In 2011, with the rate at 1%, I was paying 789.49 pm on my mortgage.
After some rises and falls, the rate was once again at 1% in early 2012, but now I was paying 790.31 pm.

Same with 1.25%: 811.36 up to 811.43. The jump is less noticeable there, but the timeframe is shorter.

I assume the maths is correct, but I just can't get my head around it. I assume they're recalculating my interest based on the amt due in the time left, and because that's not coming down at the same rate per month (based on how many days in the month) the numbers are slightly different.

It's not an issue, I'm just interested in the maths behind why me paying 1% in Mar 2011 means payment of X, and me paying 1% in Jan 2012 means payment of Y.
 
My tracker mortgage repayment only changes if

a/ ECB rate changes
b/ TRS changes
c/ bank does some adjustment when they find they have screwed up

PTSB gave me the equation they use to calculate my monthly charge and when I subtract the TRS, it equals the repayment amount.
 
This is what I think is happening.

A lender calculates a level repayment every month until the end of the term.

If the interest rate rises, the total repayment rises, but the capital element falls. For example:

100,000 @ 1% for 20 years = a repayment of €459.89, of which €376.56 is capital
100,000 @1.5% for 20 years is a repayment of €505.88 of which €339.21 is capital.

So after a few years of rate rises, the capital balance is higher than it would otherwise have been.

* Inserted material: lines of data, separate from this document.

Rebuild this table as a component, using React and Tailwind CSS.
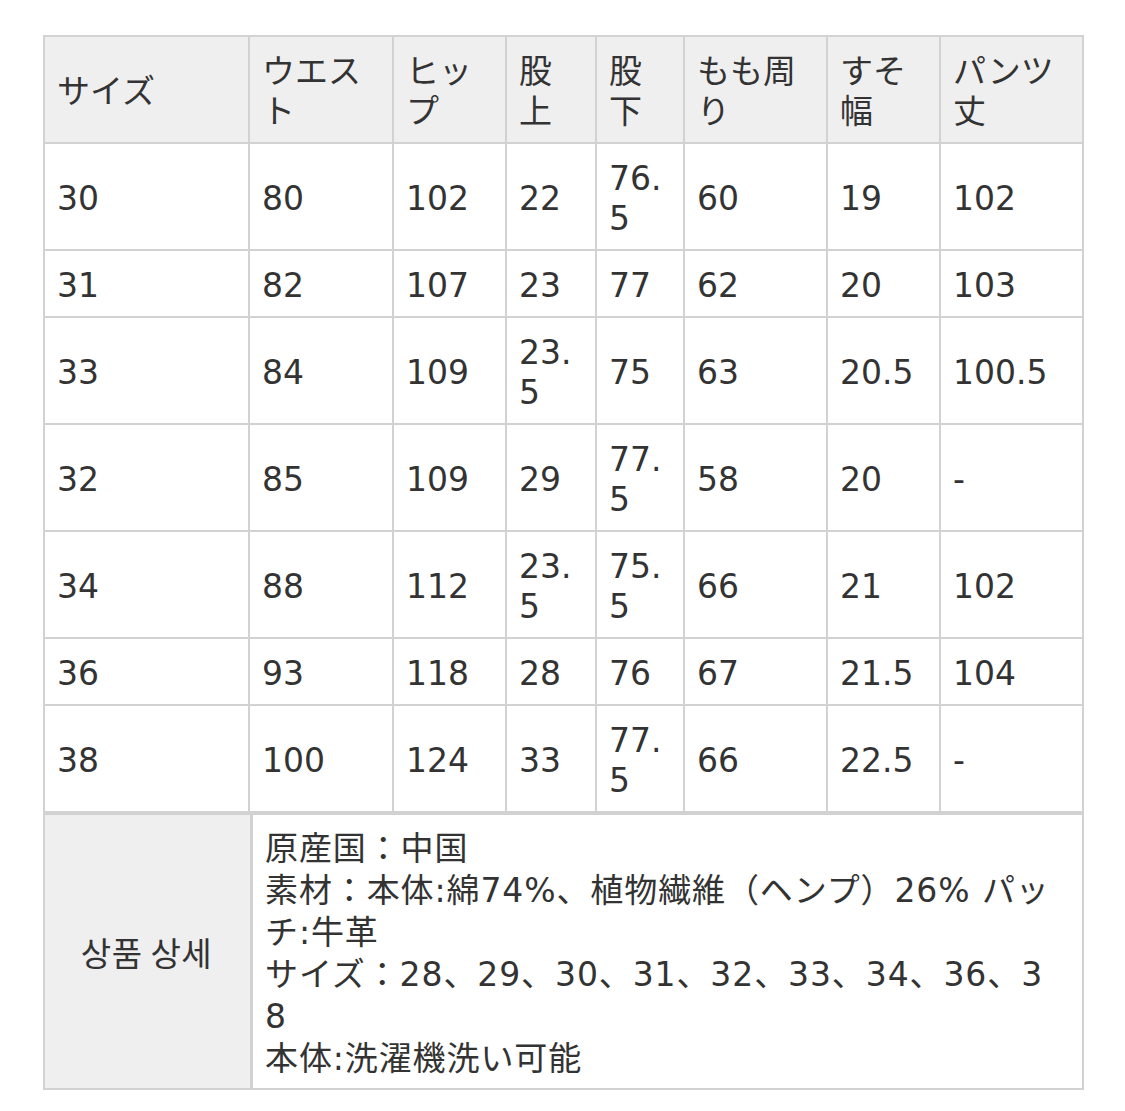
import React from "react";

const cols = ["w-[205px]", "w-[144px]", "w-[113px]", "w-[90px]", "w-[88px]", "w-[143px]", "w-[113px]", "w-[143px]"];

const header = [["サイズ"], ["ウエス", "ト"], ["ヒッ", "プ"], ["股", "上"], ["股", "下"], ["もも周", "り"], ["すそ", "幅"], ["パンツ", "丈"]];

const rows = [
  [["30"], ["80"], ["102"], ["22"], ["76.", "5"], ["60"], ["19"], ["102"]],
  [["31"], ["82"], ["107"], ["23"], ["77"], ["62"], ["20"], ["103"]],
  [["33"], ["84"], ["109"], ["23.", "5"], ["75"], ["63"], ["20.5"], ["100.5"]],
  [["32"], ["85"], ["109"], ["29"], ["77.", "5"], ["58"], ["20"], ["-"]],
  [["34"], ["88"], ["112"], ["23.", "5"], ["75.", "5"], ["66"], ["21"], ["102"]],
  [["36"], ["93"], ["118"], ["28"], ["76"], ["67"], ["21.5"], ["104"]],
  [["38"], ["100"], ["124"], ["33"], ["77.", "5"], ["66"], ["22.5"], ["-"]],
];

function Cell({ lines, w, head }) {
  return (
    <div
      className={`${w} shrink-0 flex flex-col justify-center border-r-2 border-b-2 border-[#d2d2d2] pl-3 pr-1 pt-[15px] pb-[10px] ${head ? "bg-[#efefef]" : "bg-white"}`}
    >
      {lines.map((l, i) => (
        <div key={i} className="whitespace-nowrap leading-[40px]">{l}</div>
      ))}
    </div>
  );
}

export default function App() {
  const detail = [
    "原産国：中国",
    "素材：本体:綿74%、植物繊維（ヘンプ）26% パッ",
    "チ:牛革",
    "サイズ：28、29、30、31、32、33、34、36、3",
    "8",
    "本体:洗濯機洗い可能",
  ];
  return (
    <div
      className="min-h-[1111px] bg-white pt-[35px] pl-[43px] text-[33px] text-[#333333]"
      style={{ fontFamily: '"DejaVu Sans", "Noto Sans CJK JP", "Noto Sans CJK KR", sans-serif' }}
    >
      <div className="w-[1041px] border-t-2 border-l-2 border-[#d2d2d2]">
        <div className="flex">
          {header.map((h, i) => (
            <Cell key={i} lines={h} w={cols[i]} head />
          ))}
        </div>
        {rows.map((r, ri) => (
          <div key={ri} className="flex">
            {r.map((c, i) => (
              <Cell key={i} lines={c} w={cols[i]} />
            ))}
          </div>
        ))}
      </div>
      <div className="w-[1041px] flex border-t-2 border-l-2 border-b-2 border-r-2 border-[#d2d2d2]">
        <div className="w-[208px] shrink-0 bg-[#efefef] border-r-[3px] border-[#d2d2d2] flex items-center justify-center pr-[2px] pt-[3px]">
          <span style={{ fontFamily: '"Noto Sans CJK KR", sans-serif' }} className="text-[33px] tracking-[0.5px]">상품 상세</span>
        </div>
        <div className="flex-1 pl-3 pt-[13px] pb-[8px] tracking-[0.9px]">
          {detail.map((l, i) => (
            <div key={i} className="whitespace-nowrap leading-[42px]">{l}</div>
          ))}
        </div>
      </div>
    </div>
  );
}
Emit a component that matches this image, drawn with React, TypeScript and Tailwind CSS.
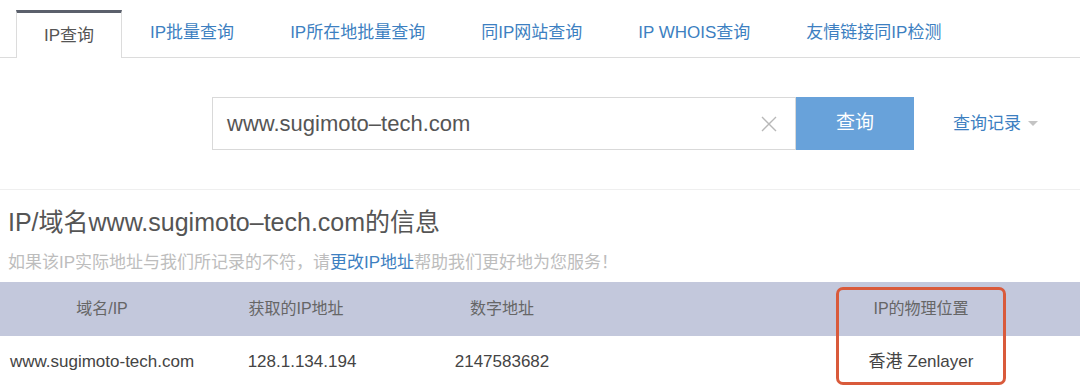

Therefore when the rate falls back down to 1%, the actual repayment is slightly higher.
 
Thanks Brendan, I think that's what's going on, but I couldn't illustrate it as well. I reckon if I knew what my capital was in Mar 2011 when I was X and what it was in Jan 2012 when I was paying Y, your example would bear it out, my capital would not be at the level in Jan 2012 that their sums in Mar 2011 was assuming. Makes sense, even though it does make my head spin.